◆ **What is asked**: Skip the pictures. Set down, word for word, the lines from the start of the material up to and including the line with "import React from".

◆ **Entries with page source code**:
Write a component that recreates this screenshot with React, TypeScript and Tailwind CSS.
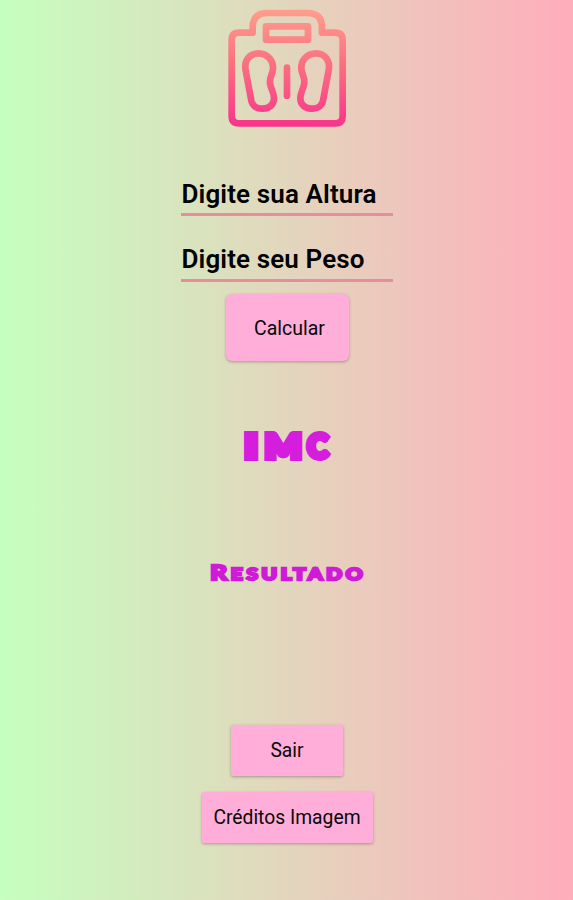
import React from "react";

function ScaleIcon() {
  return (
    <svg width="140" height="135" viewBox="0 0 420 405" fill="none" className="block">
      <defs>
        <linearGradient id="scale" gradientUnits="userSpaceOnUse" x1="0" y1="28" x2="0" y2="380">
          <stop offset="0" stopColor="#ff9e8c" />
          <stop offset="0.5" stopColor="#fb6c80" />
          <stop offset="1" stopColor="#f9338c" />
        </linearGradient>
      </defs>
      <g stroke="url(#scale)" strokeWidth="20" strokeLinecap="round" strokeLinejoin="round">
        <path d="M107 98H66Q44 98 44 120V348Q44 370 66 370H355Q377 370 377 348V120Q377 98 355 98H315V83Q315 39 271 39H151Q107 39 107 83Z" />
        <path d="M147 79H273V119H147Z" />
        <path d="M210 203V287" />
        <path d="M86 211C80 181 98 160 124 160C153 160 170 184 168 207C166 224 157 232 159 249C161 266 171 277 171 294C171 314 158 325 137 326C118 327 106 316 103 302Z" />
        <path d="M335 211C341 181 323 160 297 160C268 160 251 184 253 207C255 224 264 232 262 249C260 266 250 277 250 294C250 314 263 325 284 326C303 327 315 316 318 302Z" />
      </g>
    </svg>
  );
}

function Field({ label }: { label: string }) {
  return (
    <div className="h-[42px] w-[212px] border-b-[3px] border-[#e38f9c] pl-px pt-[1.5px]">
      <span className="block whitespace-nowrap text-[26px] font-semibold leading-[36px] tracking-[0.12px] text-black">
        {label}
      </span>
    </div>
  );
}

const buttonStyle =
  "flex items-center justify-center bg-[#ffadd9] leading-none whitespace-nowrap shadow-[0_1px_3px_rgba(80,50,60,0.4)]";

export default function App() {
  return (
    <main className="flex h-[900px] w-[573px] flex-col items-center overflow-hidden bg-gradient-to-r from-[#c6ffbf] to-[#ffadbb] font-['Roboto',sans-serif] text-[#080808] [--tw-gradient-position:to_right_in_srgb]">
      <ScaleIcon />
      <div className="mt-[39px]">
        <Field label="Digite sua Altura" />
      </div>
      <div className="mt-[23.5px]">
        <Field label="Digite seu Peso" />
      </div>
      <button className={`${buttonStyle} mt-[12.5px] ml-px h-[67px] w-[123px] rounded-[6px] pl-[5px] pt-[2px] text-[19.5px]`}>
        Calcular
      </button>
      <h1 className="mt-[65px] flex h-[40px] scale-x-[1.2] items-center pl-[5px] font-['Lato',sans-serif] text-[32px] font-black leading-none tracking-[5px] text-[#d51ddd] [-webkit-text-stroke:6px_#d51ddd]">
        <span className="inline-block translate-x-[1.5px] scale-x-[1.1]">I</span>
        <span className="inline-block translate-x-[3px]">M</span>
        <span className="inline-block translate-x-[0.5px] scale-x-[0.8]">C</span>
      </h1>
      <h2 className="mt-[91px] flex h-[30px] scale-x-[1.3] items-baseline pl-[2px] font-['Lato',sans-serif] text-[16px] font-black leading-[30px] tracking-[2.8px] text-[#cf1bd7] [-webkit-text-stroke:2.4px_#cf1bd7]">
        <span className="text-[20px]">R</span>ESULTADO
      </h2>
      <button className={`${buttonStyle} mt-[138px] ml-px h-[51px] w-[112px] rounded-[2px] pt-px text-[19.3px]`}>
        Sair
      </button>
      <button className={`${buttonStyle} mt-[16px] ml-px h-[51px] w-[171px] rounded-[2px] pt-px text-[19.3px]`}>
        Créditos Imagem
      </button>
    </main>
  );
}
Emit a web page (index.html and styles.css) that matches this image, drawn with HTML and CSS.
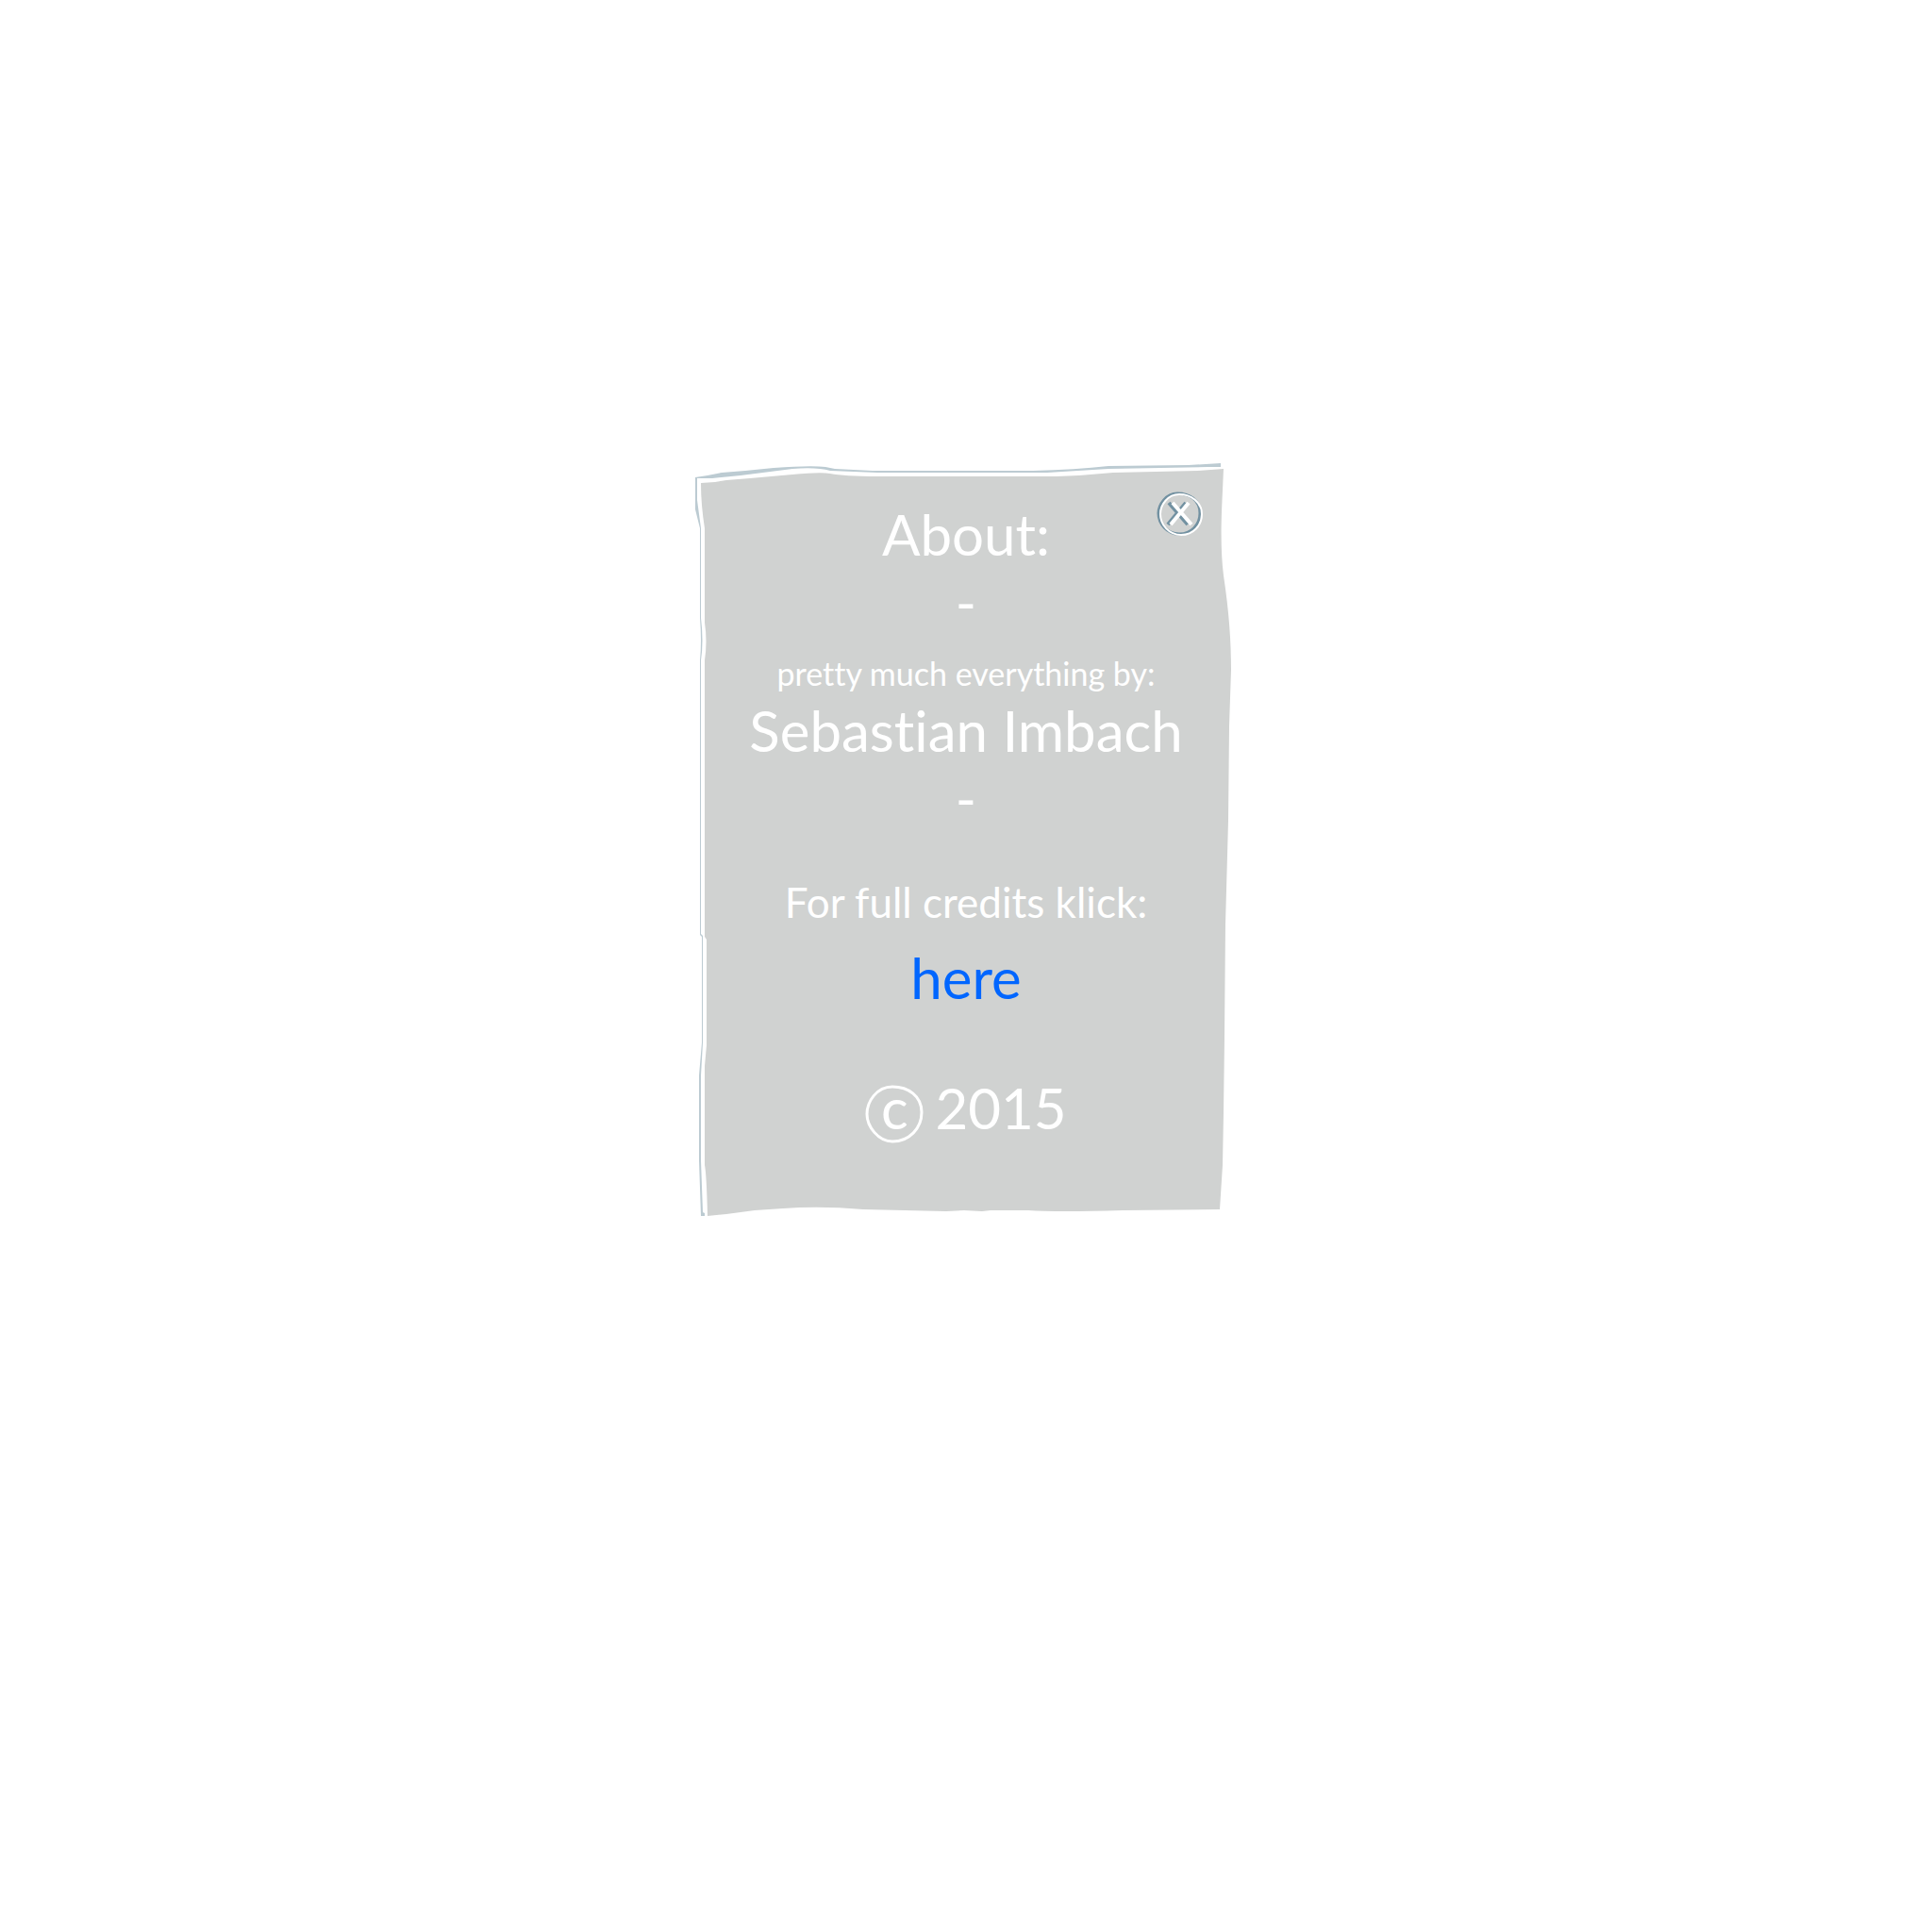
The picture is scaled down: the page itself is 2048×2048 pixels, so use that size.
FILE: index.html
```html
<!DOCTYPE html>
<html lang="en">
<head>
<meta charset="utf-8">
<meta name="viewport" content="width=device-width, initial-scale=1">
<title>About</title>
<link rel="stylesheet" href="styles.css">
</head>
<body>
<main class="panel">
  <svg class="paper" viewBox="736 490 576 800" preserveAspectRatio="none" aria-hidden="true">
    <path fill="#d0d2d1" d="M743 512 L758 511 L770 509 L795 507 L840 503 Q870 500 880 502 Q895 505 930 505 L1120 505 Q1150 504 1180 501 L1270 499 L1297 497 L1296 520 C1294 560 1294 585 1297 610 C1303 650 1305 680 1305 710 L1303 770 L1302 870 L1299 980 L1298 1100 L1297 1180 L1296 1235 L1293 1282 L1190 1283 Q1120 1285 1090 1283 L1050 1283 L1041 1284 L1022 1283 L1003 1284 L915 1282 Q870 1278 830 1281 L800 1283 L770 1287 L750 1289 Q749 1245 747 1235 L747 1130 L749 1108 L749 996 L747 993 L747 700 Q750 680 747 660 L747 560 Q743 535 743 512 Z"/>
    <path fill="#bccbd2" d="M737 506 L750 504 L765 501 L790 499 L820 496 Q860 493 875 495 L885 497 L925 499 L1095 499 Q1140 498 1175 494 L1260 493 L1294 491 L1294 495 L1280 495 L1175 497 L1110 501 L930 501 L880 499 Q866 495 840 497 L785 504 L755 507 L739 507 L739 530 L743 560 L743 655 Q746 680 743 700 L743 990 L745 992 L745 1105 L743 1140 L743 1230 L745 1285 L747 1286 L747 1289 L743 1289 L741 1230 L741 1140 L744 1105 L744 993 L742 991 L742 700 Q744 680 742 655 L742 560 L737 540 Z"/>
  </svg>
  <button class="close" type="button" aria-label="Close">
    <svg viewBox="0 0 50 50" aria-hidden="true">
      <g fill="none" stroke="#7291a1" stroke-width="3">
        <path d="M22 3 C10 3 2 15 2 24 C2 35 11 46 24 46 C37 46 46 36 46 24 C46 10 35 3 22 3 Z"/>
        <path d="M13 13 L33 36 M31 13 L12 36" stroke-width="4"/>
      </g>
      <g fill="none" stroke="#ffffff" stroke-width="2">
        <path d="M24 4 C12 4 4 15 4 25 C4 36 13 47 26 47 C39 47 48 37 48 25 C48 12 36 4 24 4 Z"/>
        <path d="M17 13 L37 36 M34 13 L15 36" stroke-width="4"/>
      </g>
    </svg>
  </button>
  <h1 class="large">About:</h1>
  <p class="dash">-</p>
  <p class="small">pretty much everything by:</p>
  <p class="large">Sebastian Imbach</p>
  <p class="dash">-</p>
  <p class="medium">For full credits klick:</p>
  <a class="large link" href="#credits">here</a>
  <p class="large copyright">
    <span class="mark">
      <svg class="ring" viewBox="0 0 62 62" aria-hidden="true"><path d="M29 2 C12 2 2 18 2 31 C2 44 14 60 29 60 C47 60 60 46 60 29 C60 12 46 2 29 2 Z" fill="none" stroke="#ffffff" stroke-width="3"/></svg>
      <span>c</span>
    </span>
    <span>2015</span>
  </p>
</main>
</body>
</html>
```
FILE: styles.css
```css
body {
  margin: 0;
  padding: 490px 16px;
  background: #ffffff;
  color: #ffffff;
  font-family: Lato, sans-serif;
  font-weight: 400;
  font-variant-ligatures: none;
}

.panel {
  position: relative;
  isolation: isolate;
  box-sizing: border-box;
  max-width: 576px;
  margin: 0 auto;
  padding: 36px 0 76px;
  display: flex;
  flex-direction: column;
  align-items: center;
  text-align: center;
}

.paper {
  position: absolute;
  inset: 0;
  z-index: -1;
  width: 100%;
  height: 100%;
}

.close {
  position: absolute;
  top: 30px;
  right: 36px;
  width: 50px;
  height: 50px;
  padding: 0;
  border: 0;
  background: none;
  cursor: pointer;
}

.close svg {
  display: block;
}

h1,
p {
  margin: 0;
  font-weight: inherit;
}

.large {
  font-size: 60px;
  line-height: 80px;
}

.dash {
  font-size: 60px;
  line-height: 64px;
}

.small {
  margin-top: 24px;
  font-size: 34px;
  line-height: 40px;
}

.medium {
  margin-top: 50px;
  font-size: 44px;
  line-height: 56px;
}

.link {
  margin-top: 12px;
  color: #0066ff;
  text-decoration: none;
}

.copyright {
  margin-top: 58px;
  display: flex;
  align-items: center;
  gap: 12px;
}

.mark {
  position: relative;
  width: 62px;
}

.ring {
  position: absolute;
  top: 16px;
  left: 0;
  width: 62px;
  height: 62px;
}
```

◆ **Exercise output**:
Write a component that recreates this screenshot with React, TypeScript and Tailwind CSS.
import React from "react";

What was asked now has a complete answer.